Conjecture: For any biggest prime factor of a Poulet number p1 with two prime factors, there exists a series with infinitely many Poulet numbers p2 formed this way: p2 mod (p1 - d) = d, where d is the biggest prime factor of p1. Note: it can be seen that the Poulet numbers divisible by 73 bigger than 2701 (7957, 10585, 15841, 31609, etc.) can be written as 1314*n + 73 as well as 2628*m + 73.
Conjecture: Any Poulet number p2 divisible by d can be written as (p1 - d)*n + d, where n is a positive integer, if there exists a smaller Poulet number p1 with two prime factors divisible by d.

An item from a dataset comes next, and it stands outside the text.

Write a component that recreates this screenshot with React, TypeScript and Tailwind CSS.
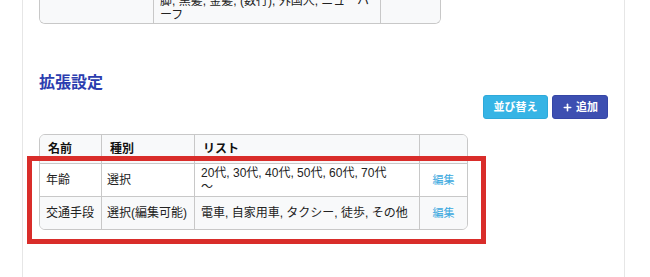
import { Plus } from "lucide-react";

type Row = { name: string; kind: string; list: React.ReactNode };

const rows: Row[] = [
  {
    name: "年齢",
    kind: "選択",
    list: (
      <>
        20代, 30代, 40代, 50代, 60代, 70代
        <br />〜
      </>
    ),
  },
  { name: "交通手段", kind: "選択(編集可能)", list: "電車, 自家用車, タクシー, 徒歩, その他" },
];

export default function App() {
  return (
    <div className="min-h-[277px] bg-white font-['Liberation_Sans','Noto_Sans_CJK_JP',sans-serif] text-[12px] text-[#222]">
      <div className="ml-[22px] w-[603px] min-h-[277px] border-x border-[#e6e6e6] px-4">
        {/* previous table (cut off at the top) */}
        <div className="h-[24px] overflow-hidden flex flex-col justify-end">
          <div className="shrink-0 w-[402px] border border-t-0 border-[#c8c8c8] rounded-b-[6px] overflow-hidden">
            <table className="w-full table-fixed border-separate border-spacing-0">
              <colgroup>
                <col className="w-[113px]" />
                <col className="w-[227px]" />
                <col />
              </colgroup>
              <tbody>
                <tr className="bg-[#f8f9fa]">
                  <td />
                  <td className="border-l border-[#c8c8c8] pl-[6px] pt-[3px] pb-[1px] leading-[14px] align-middle">
                    脚, 黒髪, 金髪, (数行), 外国人, ニューハ
                    <br />
                    ーフ
                  </td>
                  <td className="border-l border-[#c8c8c8]" />
                </tr>
              </tbody>
            </table>
          </div>
        </div>

        {/* 拡張設定 */}
        <h2 className="mt-[47px] text-[16px] leading-[24px] font-bold text-[#2b3daf]">拡張設定</h2>
        <div className="flex justify-end gap-1">
          <button className="h-[24px] w-[65px] rounded-[3px] border border-[#2ea9da] bg-[#36b4e5] text-[11px] font-bold text-white">
            並び替え
          </button>
          <button className="h-[24px] w-[56px] rounded-[3px] border border-[#3546a6] bg-[#3d4fb1] text-[11px] font-bold text-white flex items-center justify-center gap-[3px]">
            <Plus size={11} strokeWidth={3.5} />
            追加
          </button>
        </div>

        <div className="relative mt-[15px] w-[429px]">
          <div className="border border-[#c8c8c8] rounded-[6px] overflow-hidden">
            <table className="w-full table-fixed border-separate border-spacing-0">
              <colgroup>
                <col className="w-[61px]" />
                <col className="w-[93px]" />
                <col className="w-[225px]" />
                <col />
              </colgroup>
              <thead>
                <tr className="bg-[#f8f9fa]">
                  {["名前", "種別", "リスト", ""].map((h, i) => (
                    <th
                      key={i}
                      className={`h-[28px] pl-2 text-left font-bold text-[#111] align-middle ${i > 0 ? "border-l border-[#c8c8c8]" : ""}`}
                    >
                      {h}
                    </th>
                  ))}
                </tr>
              </thead>
              <tbody>
                {rows.map((r, i) => (
                  <tr key={r.name} className={i % 2 === 1 ? "bg-[#f8f9fa]" : "bg-white"}>
                    <td className="h-[33px] border-t border-[#c8c8c8] pl-[6px] py-[2px] leading-[14px] align-middle">
                      {r.name}
                    </td>
                    <td className="border-t border-l border-[#c8c8c8] pl-[5px] py-[2px] leading-[14px] align-middle whitespace-nowrap">
                      {r.kind}
                    </td>
                    <td className="border-t border-l border-[#c8c8c8] pl-[6px] py-[2px] leading-[14px] align-middle whitespace-nowrap">
                      {r.list}
                    </td>
                    <td className="border-t border-l border-[#c8c8c8] text-center align-middle text-[11px] text-[#3aa8de]">
                      編集
                    </td>
                  </tr>
                ))}
              </tbody>
            </table>
          </div>

          {/* annotation frame */}
          <div className="pointer-events-none absolute left-[-12px] top-[22px] h-[88px] w-[459px] border-[5px] border-[#d92d2a]" />
        </div>
      </div>
    </div>
  );
}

Note: This conjecture can't be extrapolated for Poulet numbers p1 with more than two prime factors; for instance, if p1 = 561 = 3*11*17, there indeed are bigger Poulet numbers divisible by 17 (such as 1105 and 4369) that can be written as 544*n + 17, but there also exist such numbers that can't be written this way, e.g., 2465. But the first conjecture can be extrapolated.
Conjecture: For any biggest prime factor of a Poulet number p1 exists a series with infinitely many Poulet numbers p2 formed this way: p2 mod (p1 - d) = d, where d is the biggest prime factor of p1.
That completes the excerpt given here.